Talvez ainda mais forte que o homem que supera essas tragédias seja o homem que leva corno (tema caro a Galindo, que é adepto da liberdade sexual e irrestrita) e torna pública essa fatalidade, com todos os detalhes “sórdidos” e a graça em circunvoluções que acabam por defender a independência feminina – ouso dizer, sem medo algum, que Galindo Luma e Odinilag Amul são homens feministas, mais do que muitas feministas que conheço, ou de quem ouvi falar. Digo que talvez seja ainda mais forte o corno conformado porque vivemos numa cultura machista em que o corno é tragédia digna dos dois nelsons: Nelson Rodrigues e Nelson Gonçalves.
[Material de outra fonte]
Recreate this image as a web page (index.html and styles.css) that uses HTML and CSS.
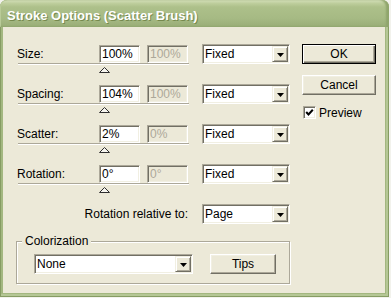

Galindo os supera em coragem e flexibilidade.

Nascido em Montes Claros, terra de mestre Darcy Ribeiro mas, sobretudo, nascido em Minas Gerais, terra dos maiores cronistas do Brasil – é estranho lembrar que Rubem Braga, o maior de todos, era capixaba; tenho para mim que foi seu único erro em vida: nascer capixaba –, Galindo Luma vive na chamada Terra da Felicidade há cerca de trinta anos.

Desse modo, é perceptível o cruzamento dessas duas culturas em seus textos cínicos, em que a sutileza dos mineiros se engalfinha, se enrosca e se encaixa ao azeite dos baianos, à malícia (sempre recôndita, marca dos mineiros) dos soteropolitanos e dessa gente morena. Gosto de pensar que Galindo é mestiço: do pãozinho de queijo e do acarajé ele constrói

uma figura a um só tempo híbrida e homogênea, que produz os textos mais engraçados e coerentes em suas loucuras, de que há muito tempo não leio em minha vida.

Suas histórias mirabolantes, todas sem detetives ou inspetores (os crimes de Galindo são hilários, de modo que um inspetor jamais o prenderia; antes, o convidaria a tomar um chope num boteco chinfrim do bairro Dois de Julho), e das quais é sempre personagem, me parecem, às vezes, dar continuidade às invenções engenhosas dos mestres do conto policial.

Fiquei anos encucado com o famoso conto de Poe, dir-se-ia insolúvel, chamado Os assassinatos da rua Morgue: quem ousaria pensar num macaco imenso como autor da morte daquelas mulheres? Quem ousaria pensar qualquer coisa, depois de introduzida a história, cada vez mais “confusa” e quase sobrenatural, enquanto Sherlock, com seu indefectível

e famigerado nonchalance, dava continuidade a sua investigação como quem, pacientemente, anda prestes a concluir uma resenha para o jornal do condomínio?

O fato é que, diante de uma história de Galindo Luma, fico tão envolvido com a sucessão de acontecimentos absolutamente improváveis e cômicos – mas sempre coerentes, repito, e solucionados de maneira absolutamente crível –, sempre contados de maneira coloquial, extremamente acessível, comunicativa mesmo, que nem consigo tempo para pensar na verossimilhança da história:

quando dou por mim, já me encontro com dores no estômago de tanto rir com as situações e a linguagem cinicamente suburbana, de homem que se mistura integralmente ao povo da cidade, entre um sangue e outro etílico, criando no leitor imediata identidade com seu texto, dada o caráter de cotidiano de sua imaginação ou registro.

Galindo Luma é uma espécie de Woody Allen do conto policial, porque ele desanca tudo o que possa ser considerado sério em função das circunstâncias e das pessoas envolvidas. E não por acaso, o autor é fã do comediante americano. Ambos são ateus, ambos apaixonados pelas mulheres, ambos cáusticos e ambos… americanos! Sim, cada qual com sua América, e não se fala mais nisso.

A luta armada de Galindo é com a piada, o que me faz pensar num famoso episódio do grupo inglês Monty Python: um homem matava as pessoas de rir contando uma piada tão engraçada que se tornou a grande arma numa guerra atroz entre alemães e ingleses.

Por isso é que sempre levei Galindo Luma a sério: ele baixa a guarda de qualquer um, faz com que homens de direita, extrema direita, o admirem, e pessoas estressadas descansem um pouco de suas contas no fim do mês. Os textos de Galindo são a prova de que sacanagem é coisa mais que séria: nessa antiga ou hodierna guerra entre homens que não se entendem a partir de suas filiações, podem salvar vidas."